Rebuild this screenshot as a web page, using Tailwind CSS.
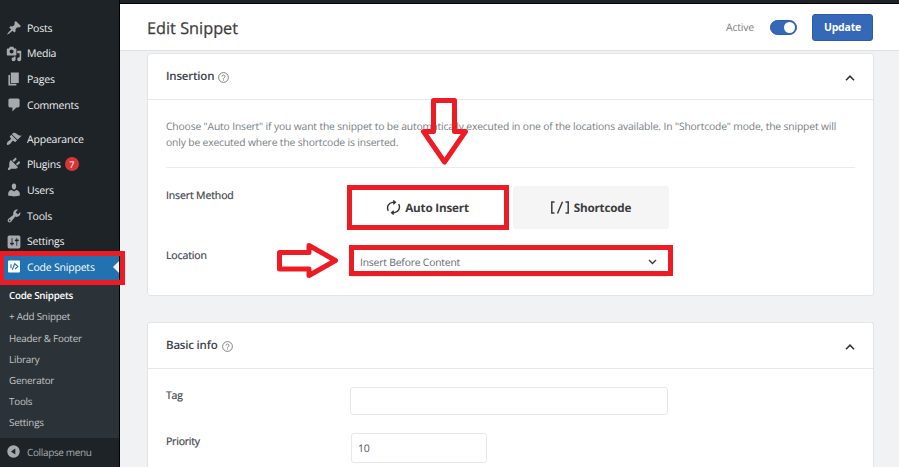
<!DOCTYPE html>
<html lang="en">
<head>
<meta charset="utf-8">
<title>Edit Snippet</title>
<script src="https://cdn.jsdelivr.net/npm/@tailwindcss/browser@4"></script>
</head>
<body class="w-[899px] h-[467px] overflow-hidden relative flex bg-[#f1f2f4] font-['Open_Sans','Noto_Sans',sans-serif] text-[10.5px] tracking-[-0.2px] text-[#3c434a] [text-rendering:geometricPrecision]">

<aside class="w-[120px] h-[467px] overflow-hidden shrink-0 bg-[#1d2327] border-r border-black pt-[15px] text-[#f0f0f1] leading-none">
  <nav class="[&>a]:flex [&>a]:items-center [&>a]:h-[25.7px] [&>a]:pl-[6px] [&_svg]:size-[16px] [&_svg]:shrink-0 [&_svg]:fill-[#a7aaad] [&_span]:ml-[5px] [&_span]:pt-[2px]">
    <a><svg viewBox="0 0 20 20"><path d="M10.44 3.02l1.82-1.82 6.36 6.35-1.83 1.82c-1.05-.68-2.48-.57-3.41.36l-.75.75c-.92.93-1.04 2.35-.35 3.41l-1.83 1.82-2.41-2.41-2.8 2.79c-.42.42-3.38 2.71-3.8 2.29s1.86-3.39 2.28-3.81l2.79-2.79L4.1 9.36l1.83-1.82c1.05.69 2.48.57 3.4-.36l.75-.75c.93-.92 1.05-2.35.36-3.41z"/></svg><span>Posts</span></a>
    <a><svg viewBox="0 0 20 20"><path d="M13 11V4c0-.55-.45-1-1-1h-1.67L9 1H5L3.67 3H2c-.55 0-1 .45-1 1v7c0 .55.45 1 1 1h10c.55 0 1-.45 1-1zM7 4.5c1.38 0 2.5 1.12 2.5 2.5S8.38 9.5 7 9.5 4.5 8.38 4.5 7 5.62 4.5 7 4.5zM14 6h5v10.5c0 1.38-1.12 2.5-2.5 2.5S14 17.88 14 16.5s1.12-2.5 2.5-2.5c.17 0 .34.02.5.05V9h-3V6zm-4 8.05V13h2v3.5c0 1.38-1.12 2.5-2.5 2.5S7 17.88 7 16.5 8.12 14 9.5 14c.17 0 .34.02.5.05z"/></svg><span>Media</span></a>
    <a><svg viewBox="0 0 20 20"><path d="M6 15V2h10v13H6zm-1 1h8v2H3V5h2v11z"/></svg><span>Pages</span></a>
    <a><svg viewBox="0 0 20 20"><path d="M5 2h10c1.1 0 2 .9 2 2v7c0 1.1-.9 2-2 2h-2l-5 5v-5H5c-1.1 0-2-.9-2-2V4c0-1.1.9-2 2-2z"/></svg><span>Comments</span></a>
    <div class="h-[8.2px]"></div>
    <a><svg viewBox="0 0 20 20"><path d="M14.48 11.06L7.41 3.99l1.5-1.5c.5-.56 2.3-.47 3.51.32 1.21.8 1.43 1.28 2.91 2.1 1.18.64 2.45 1.26 4.45.85zm-.71.71L6.7 4.7 4.93 6.47c-.39.39-.39 1.02 0 1.41l1.06 1.06c.39.39.39 1.03 0 1.42-.6.6-1.43 1.11-2.21 1.69-.35.26-.7.53-1.01.84C1.43 14.23.4 16.08 1.4 17.07c.99 1 2.84-.03 4.18-1.36.31-.31.58-.66.85-1.02.57-.78 1.08-1.61 1.69-2.21.39-.39 1.02-.39 1.41 0l1.06 1.06c.39.39 1.02.39 1.41 0z"/></svg><span>Appearance</span></a>
    <a><svg viewBox="0 0 20 20"><path d="M13.11 4.36L9.87 7.6 8 5.73l3.24-3.24c.35-.34 1.05-.2 1.56.32.52.51.66 1.21.31 1.55zm-8 1.77l.91-1.12 9.01 9.01-1.19.84c-.71.71-2.63 1.16-3.82 1.16H6.14L4.9 17.26c-.59.59-1.54.59-2.12 0-.59-.58-.59-1.53 0-2.12l1.24-1.24v-3.88c0-1.13.4-3.19 1.09-3.89zm7.26 3.97l3.24-3.24c.34-.35 1.04-.21 1.55.31.52.51.66 1.21.31 1.55l-3.24 3.25z"/></svg><span>Plugins</span><b class="ml-[4px] size-[14px] rounded-full bg-[#d63638] text-white text-[9px] font-normal flex items-center justify-center">7</b></a>
    <a><svg viewBox="0 0 20 20"><path d="M10 9.25c-2.27 0-2.73-3.44-2.73-3.44C7 4.02 7.82 2 9.97 2c2.16 0 2.98 2.02 2.71 3.81 0 0-.41 3.44-2.68 3.44zm0 2.57L12.72 10c2.39 0 4.52 2.33 4.52 4.53v2.49s-3.65 1.13-7.24 1.13c-3.65 0-7.24-1.13-7.24-1.13v-2.49c0-2.25 1.94-4.48 4.47-4.48z"/></svg><span>Users</span></a>
    <a><svg viewBox="0 0 20 20"><path d="M16.68 9.77c-1.34 1.34-3.3 1.67-4.95.99l-5.41 6.52c-.99.99-2.59.99-3.58 0s-.99-2.59 0-3.57l6.52-5.42c-.68-1.65-.35-3.61.99-4.95 1.28-1.28 3.12-1.62 4.72-1.06l-2.89 2.89 2.82 2.82 2.86-2.87c.53 1.58.18 3.39-1.08 4.65zM3.81 16.21c.4.39 1.04.39 1.43 0 .4-.4.4-1.04 0-1.43-.39-.4-1.03-.4-1.43 0-.39.39-.39 1.03 0 1.43z"/></svg><span>Tools</span></a>
    <a><svg viewBox="0 0 20 20"><path d="M18 16V4c0-1.1-.9-2-2-2H4c-1.1 0-2 .9-2 2v12c0 1.1.9 2 2 2h12c1.1 0 2-.9 2-2zM8 11h1c.55 0 1 .45 1 1s-.45 1-1 1H8v1.5c0 .28-.22.5-.5.5s-.5-.22-.5-.5V13H6c-.55 0-1-.45-1-1s.45-1 1-1h1V5.5c0-.28.22-.5.5-.5s.5.22.5.5V11zm5-2h-1c-.55 0-1-.45-1-1s.45-1 1-1h1V5.5c0-.28.22-.5.5-.5s.5.22.5.5V7h1c.55 0 1 .45 1 1s-.45 1-1 1h-1v5.5c0 .28-.22.5-.5.5s-.5-.22-.5-.5V9z"/></svg><span>Settings</span></a>
    <a class="bg-[#2271b1] text-white relative"><svg viewBox="0 0 16 16"><rect x="2" y="1.500" width="12" height="12" rx="1" fill="#fff"/><path d="M5 5.200v4M8.900 4.200l-2.600 6.600M9.200 5l2.600 2.500-2.600 2.500" fill="none" stroke="#2271b1" stroke-width="1.100"/></svg><span>Code Snippets</span><i class="absolute right-0 top-[7px] border-y-[6px] border-y-transparent border-r-[6px] border-r-[#f0f0f1]"></i></a>
  </nav>
  <div class="bg-[#2c3338] h-[158px] pt-[5.5px] pl-[9px] text-[#c3c4c7] text-[9.8px] [&>p]:h-[21.2px] [&>p]:flex [&>p]:items-center">
    <p class="font-semibold text-white tracking-[-0.25px]">Code Snippets</p>
    <p>+ Add Snippet</p>
    <p>Header &amp; Footer</p>
    <p>Library</p>
    <p>Generator</p>
    <p>Tools</p>
    <p>Settings</p>
  </div>
  <div class="flex items-center h-[27px] pl-[7px] text-[#a7aaad] text-[10px]">
    <svg class="size-[13px]" viewBox="0 0 13 13"><circle cx="6.500" cy="6.500" r="6.200" fill="#a7aaad"/><path d="M8.300 3.500v6L4 6.500z" fill="#1d2327"/></svg>
    <span class="ml-[7px] tracking-[-0.35px]">Collapse menu</span>
  </div>
</aside>

<main class="w-[779px] h-[467px] flex flex-col overflow-hidden">
  <div class="h-[4px] shrink-0 bg-[#1d2327] border-b border-black"></div>
  <header class="h-[47px] shrink-0 bg-white border-b border-[#dfe0e2] flex items-center pl-[27px] pr-[26px]">
    <h1 class="pt-[2px] text-[16.3px] tracking-normal text-[#3c3c3c] leading-none [-webkit-text-stroke:0.25px_#3c3c3c]">Edit Snippet</h1>
    <span class="ml-auto pt-[3px] text-[#808080]">Active</span>
    <span class="ml-[16px] w-[27px] h-[15px] rounded-full bg-[#3568b7] border border-[#2a5cae] flex items-center justify-end pr-[1px]"><i class="size-[11px] rounded-full bg-white"></i></span>
    <button class="ml-[15px] w-[61px] h-[27px] pt-[2px] rounded-[3px] bg-[#3568b7] border border-[#2a5cae] text-white font-bold text-[10.5px]">Update</button>
  </header>

  <div class="pl-[27px] pt-[2px]">
    <section class="w-[727px] h-[243px] bg-white border border-[#e3e4e6] rounded-[3px]">
      <div class="h-[46px] border-b border-[#e6e7e9] flex items-center pl-[18px] pr-[18px]">
        <h2 class="pt-[1px] font-semibold text-[11.5px]">Insertion</h2>
        <svg class="ml-[4px] mt-[1px] size-[11px]" viewBox="0 0 11 11" fill="none" stroke="#6f7479"><circle cx="5.500" cy="5.500" r="4.900" stroke-width=".9"/><path d="M4 4.500a1.500 1.400 0 1 1 2.300 1.150q-.8.400-.8 1.050M5.500 7.500v1" stroke-width=".9"/></svg>
        <svg class="ml-auto w-[10px] h-[6px] mt-[2px]" viewBox="0 0 10 6" fill="none" stroke="#333" stroke-width="1.600"><path d="M1 5.200l4-4 4 4"/></svg>
      </div>
      <div class="px-[18px]">
        <p class="pt-[19px] h-[68px] text-[#777d82] text-[10.3px] tracking-[-0.14px] leading-[16px] border-b border-[#ebebec] whitespace-nowrap">Choose "Auto Insert" if you want the snippet to be automatically executed in one of the locations available. In "Shortcode" mode, the snippet will<br>only be executed where the shortcode is inserted.</p>
        <div class="flex pt-[18px]">
          <label class="w-[184px] pt-[3px] tracking-[-0.13px] [-webkit-text-stroke:0.2px_#3c434a]">Insert Method</label>
          <div class="flex h-[43px] text-[11.7px] font-bold text-[#3c3c3c]">
            <div class="w-[157px] flex items-center justify-center pr-[2px]"><svg class="size-[15px] mr-[4px]" viewBox="0 0 16 16" fill="none" stroke="#333" stroke-width="1.500"><path d="M2.500 11.500A6 6 0 0 1 7 2.500h3M7.700.5l2.300 2-2.300 2M13.500 4.500A6 6 0 0 1 9 13.500H6M8.300 15.500l-2.300-2 2.300-2"/></svg><span class="pt-[3px]">Auto Insert</span></div>
            <div class="ml-[6px] w-[156px] rounded-[3px] bg-[#f5f5f5] flex items-center justify-center pr-[1px]"><svg class="w-[20px] h-[14px] mr-[4px]" viewBox="0 0 20 14" fill="none" stroke="#3c3c3c" stroke-width="1.500"><path d="M4.500 1H1.800v11h2.700M12.500.8L7.500 12.500M15.500 1h2.700v11h-2.700"/></svg><span class="pt-[3px]">Shortcode</span></div>
          </div>
        </div>
        <div class="flex pt-[17px]">
          <label class="w-[184px] pt-[3px] tracking-[-0.13px] [-webkit-text-stroke:0.2px_#3c434a]">Location</label>
          <div class="w-[319px] h-[31px] border border-[#e6e7e9] rounded-[3px] flex items-center pt-[1px] pl-[9px] pr-[11px] text-[#646970] text-[10.3px]"><span class="pt-[3px] tracking-[-0.17px]">Insert Before Content</span><svg class="ml-auto w-[9px] h-[6px]" viewBox="0 0 9 6" fill="none" stroke="#3c3c3c" stroke-width="1.400"><path d="M1 1l3.500 3.500L8 1"/></svg></div>
        </div>
      </div>
    </section>

    <section class="mt-[26px] w-[727px] h-[145px] bg-white border border-b-0 border-[#e3e4e6] rounded-t-[3px]">
      <div class="h-[46px] border-b border-[#e6e7e9] flex items-center pl-[18px] pr-[18px]">
        <h2 class="pt-[1px] font-semibold text-[11.5px]">Basic info</h2>
        <svg class="ml-[5px] mt-[1px] size-[11px]" viewBox="0 0 11 11" fill="none" stroke="#6f7479"><circle cx="5.500" cy="5.500" r="4.900" stroke-width=".9"/><path d="M4 4.500a1.500 1.400 0 1 1 2.300 1.150q-.8.400-.8 1.050M5.500 7.500v1" stroke-width=".9"/></svg>
        <svg class="ml-auto w-[10px] h-[6px] mt-[2px]" viewBox="0 0 10 6" fill="none" stroke="#333" stroke-width="1.600"><path d="M1 5.200l4-4 4 4"/></svg>
      </div>
      <div class="px-[18px] pt-[18px]">
        <div class="flex"><label class="w-[184px] pt-[2px] [-webkit-text-stroke:0.2px_#3c434a]">Tag</label><div class="w-[318px] h-[28px] border border-[#e6e7e9] rounded-[3px]"></div></div>
        <div class="flex mt-[18px]"><label class="w-[184px] pt-[2px] [-webkit-text-stroke:0.2px_#3c434a]">Priority</label><div class="w-[136px] h-[30px] ml-[1px] border border-[#e6e7e9] rounded-[3px] flex items-center pl-[6px] pt-[3px] text-[#50575e]">10</div></div>
      </div>
    </section>
  </div>
</main>

<!-- callout annotations -->
<div class="absolute left-[-1px] top-[251px] w-[126px] h-[34px] border-[5px] border-[#ed1c24]"></div>
<div class="absolute left-[347px] top-[185px] w-[162px] h-[45px] border-[5px] border-[#ed1c24]"></div>
<div class="absolute left-[349px] top-[245px] w-[324px] h-[31px] border-[5px] border-[#ed1c24]"></div>
<svg class="absolute left-0 top-0" width="899" height="467" fill="none" stroke="#ed1c24" stroke-width="5" stroke-linejoin="round"><path d="M433.500 100.500h21v31h11L444.500 162 423.500 131.500h10z"/><path d="M279.500 252.500v16.500h29.500v6.500L335.500 260.500 309 245.500v7z"/></svg>
</body>
</html>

====================

• _Exercise_
Pictures are excluded: retype only the lines from the beginning of the listing above through the line with "h-[467px] overflow-hidden relative", both included.

• _Result of the exercise_
Rebuild this screenshot as a web page, using Tailwind CSS.
<!DOCTYPE html>
<html lang="en">
<head>
<meta charset="utf-8">
<title>Edit Snippet</title>
<script src="https://cdn.jsdelivr.net/npm/@tailwindcss/browser@4"></script>
</head>
<body class="w-[899px] h-[467px] overflow-hidden relative flex bg-[#f1f2f4] font-['Open_Sans','Noto_Sans',sans-serif] text-[10.5px] tracking-[-0.2px] text-[#3c434a] [text-rendering:geometricPrecision]">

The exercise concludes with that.